Although Farley was not advocating for the joint‑venture option, it was discussed as a way to protect U.S. interests in a scenario where Chinese companies entered the U.S. market, according to the cited sources. Even so, the initiative received a cool reception from Trump officials, who believed it would face opposition in Washington. However, some members of the administration consider that such an investment agreement could be a possible outcome of Trump’s planned meeting in Beijing with Chinese President Xi Jinping in April.

A highly protected market

Chinese competitors gaining a foothold in America would be a watershed moment with massive implications for domestic automakers, their supply chains and consumers.

China’s carmakers have rapidly gained market share in Europe, Mexico and South America with lower-cost models that feature advanced electric-vehicle batteries and infotainment systems. They also receive significant government subsidies and can offer technology at low prices in part because they tolerate slim margins and losses, giving them a competitive edge that western rivals struggle to match.

Trump’s January comments surprised Detroit’s automakers, who’d felt formidable trade barriers erected by the U.S. would keep Chinese automakers out of the country long enough to allow them to catch up on China’s lead in electric vehicles, batteries and other automotive technology.

General Motors has told the Trump administration that the company opposes a Chinese entry to the market, one of the people said. GM has argued that existing companies would lose market share and a flow of parts from China could have a devastating effect on North American suppliers.

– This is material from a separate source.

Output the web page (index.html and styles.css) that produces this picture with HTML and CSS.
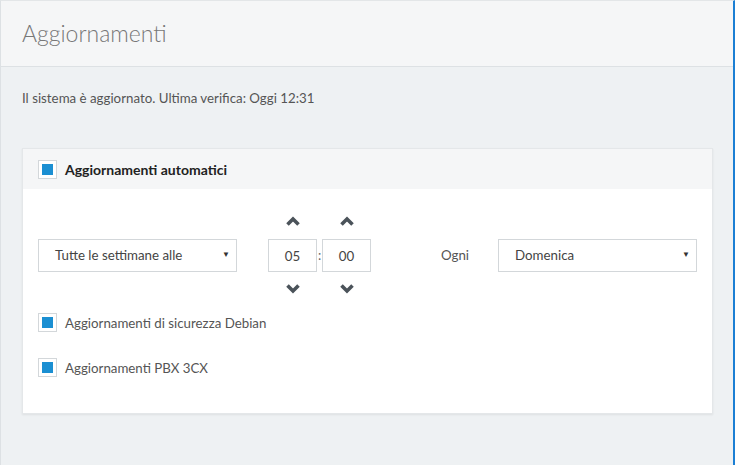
FILE: index.html
```html
<!DOCTYPE html>
<html lang="it">
<head>
<meta charset="utf-8">
<title>Aggiornamenti</title>
<link rel="stylesheet" href="styles.css">
</head>
<body>
<div class="page">
  <header class="page-header">
    <h1 class="page-title">Aggiornamenti</h1>
  </header>
  <main class="page-content">
    <p class="status">Il sistema è aggiornato. Ultima verifica: Oggi 12:31</p>
    <section class="card">
      <div class="card-header">
        <span class="checkbox"><span class="check-fill"></span></span>
        <span class="card-title">Aggiornamenti automatici</span>
      </div>
      <div class="card-body">
        <div class="schedule">
          <div class="select select-wide">
            <span class="select-text">Tutte le settimane alle</span>
            <span class="select-arrow">▼</span>
          </div>
          <div class="time">
            <div class="time-col">
              <span class="chev"><svg viewBox="0 0 14 10" width="14" height="10"><path d="M1.5 8.5 L7 3 L12.5 8.5" fill="none" stroke="#4b535a" stroke-width="3.6" stroke-linejoin="miter"/></svg></span>
              <div class="time-box">05</div>
              <span class="chev"><svg viewBox="0 0 14 10" width="14" height="10"><path d="M1.5 1.5 L7 7 L12.5 1.5" fill="none" stroke="#4b535a" stroke-width="3.6" stroke-linejoin="miter"/></svg></span>
            </div>
            <span class="colon">:</span>
            <div class="time-col">
              <span class="chev"><svg viewBox="0 0 14 10" width="14" height="10"><path d="M1.5 8.5 L7 3 L12.5 8.5" fill="none" stroke="#4b535a" stroke-width="3.6" stroke-linejoin="miter"/></svg></span>
              <div class="time-box">00</div>
              <span class="chev"><svg viewBox="0 0 14 10" width="14" height="10"><path d="M1.5 1.5 L7 7 L12.5 1.5" fill="none" stroke="#4b535a" stroke-width="3.6" stroke-linejoin="miter"/></svg></span>
            </div>
          </div>
          <span class="every">Ogni</span>
          <div class="select select-wide">
            <span class="select-text">Domenica</span>
            <span class="select-arrow">▼</span>
          </div>
        </div>
        <div class="option">
          <span class="checkbox"><span class="check-fill"></span></span>
          <span class="option-label">Aggiornamenti di sicurezza Debian</span>
        </div>
        <div class="option">
          <span class="checkbox"><span class="check-fill"></span></span>
          <span class="option-label">Aggiornamenti PBX 3CX</span>
        </div>
      </div>
    </section>
  </main>
</div>
</body>
</html>
```
FILE: styles.css
```css
* { box-sizing: border-box; }
html, body { margin: 0; padding: 0; }
body {
  font-family: Lato, "Noto Sans", "Liberation Sans", sans-serif;
  color: #555;
  background: #eef1f3;
}
.page {
  width: 735px;
  height: 465px;
  background: #eef1f3;
  border-left: 1px solid #dde1e4;
  border-top: 1px solid #e3e6e8;
  border-right: 2px solid #1b7fd4;
  overflow: hidden;
}
.page-header {
  height: 66px;
  background: #f5f6f7;
  border-bottom: 1px solid #dde1e4;
  padding-left: 21px;
  display: flex;
  align-items: center;
}
.page-title {
  margin: 0 0 2px 0;
  font-size: 23px;
  font-weight: 300;
  color: #777;
}
.page-content {
  padding: 22px 20px 0 21px;
}
.status {
  margin: 0;
  font-size: 13.3px;
  line-height: 18px;
  color: #555;
}
.card {
  margin-top: 41px;
  background: #fff;
  border: 1px solid #e4e7e9;
  box-shadow: 0 1px 2px rgba(0,0,0,0.07);
}
.card-header {
  height: 40px;
  background: #f5f6f7;
  display: flex;
  align-items: center;
  padding-left: 15px;
  gap: 8px;
}
.card-title {
  font-size: 14px;
  font-weight: 700;
  color: #222;
}
.checkbox {
  width: 19px;
  height: 19px;
  border: 1px solid #d3d7da;
  background: #fff;
  display: flex;
  align-items: center;
  justify-content: center;
  flex: none;
}
.check-fill {
  width: 11px;
  height: 11px;
  background: #1b8fd2;
}
.card-body {
  padding: 20px 15px 36px 15px;
}
.schedule {
  display: flex;
  align-items: center;
}
.select {
  height: 33px;
  border: 1px solid #d3d7da;
  background: #fff;
  display: flex;
  align-items: center;
  justify-content: space-between;
  padding: 0 6px 0 16px;
  font-size: 13.3px;
  color: #444;
}
.select-wide { width: 199px; }
.select-arrow {
  font-size: 8px;
  color: #333;
  margin-top: -2px;
}
.time {
  display: flex;
  align-items: center;
  margin-left: 31px;
}
.time-col {
  display: flex;
  flex-direction: column;
  align-items: center;
}
.chev {
  height: 24px;
  display: flex;
  align-items: center;
  justify-content: center;
}
.time-col .time-box { margin: 6px 0 5px; }
.time-box {
  width: 49px;
  height: 33px;
  border: 1px solid #d3d7da;
  display: flex;
  align-items: center;
  justify-content: center;
  font-size: 13.3px;
  color: #444;
}
.colon {
  width: 5px;
  text-align: center;
  font-size: 13px;
  color: #666;
}
.every {
  margin-left: 70px;
  width: 57px;
  font-size: 13.3px;
  color: #555;
}
.option {
  display: flex;
  align-items: center;
  gap: 8px;
  margin-top: 12px;
  height: 19px;
}
.option + .option { margin-top: 26px; }
.option-label {
  font-size: 13.3px;
  color: #555;
}
```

GM’s opposition echoes a wider view among Trump’s cabinet that the U.S. should keep China’s automakers out of the US market. While the president has said that he may welcome Chinese companies into the U.S. if they build cars here, many on his team oppose such a move due to economic and national security concerns. Farley too has warned that China’s low-cost, high-tech cars represent an “existential threat.”

“Their cost, their quality of their vehicles is far superior to what I see in the west,” Farley said last summer at the Aspen Ideas Festival, where he revealed he had visited China a half dozen times in the last year. “We are in a global competition with China and it’s not just EVs. And if we lose this, we do not have a future at Ford.”

Farley has sought to partner with Chinese carmakers and battery makers to learn from them, while at the same time developing its own low-cost electric vehicle coming in 2027 that aims to be competitive with China’s BYD. The company is struggling to make its electric division (called Ford Model e) profitable, so it has decided to roll back a large part of its investments in electric cars — an adjustment that has resulted in a negative impact of $19.5 billion on its 2025 accounts.

In recent weeks, Ford has held talks with BYD to expand their collaboration on battery supply and has explored a manufacturing partnership in Europe with Geely, the Chinese brand interested in producing at Ford’s underutilized plants on the continent — such as the Almussafes facility in Valencia, which currently only builds the Ford Kuga and is awaiting a multi‑energy model in 2027. Meanwhile, the automaker has decided to leave the production of two affordable electric models for the European market in the hands of Renault. These vehicles will be built on the same production platform as the Renault 5, the French automaker’s most successful electric model to date. They are expected to reach the market starting in 2028.

Ford has also expanded a licensing agreement with the Chinese battery giant CATL. A recent report from the Financial Times suggesting that Ford was considering creating a joint venture with Xiaomi to manufacture vehicles in the U.S. was firmly denied by both companies.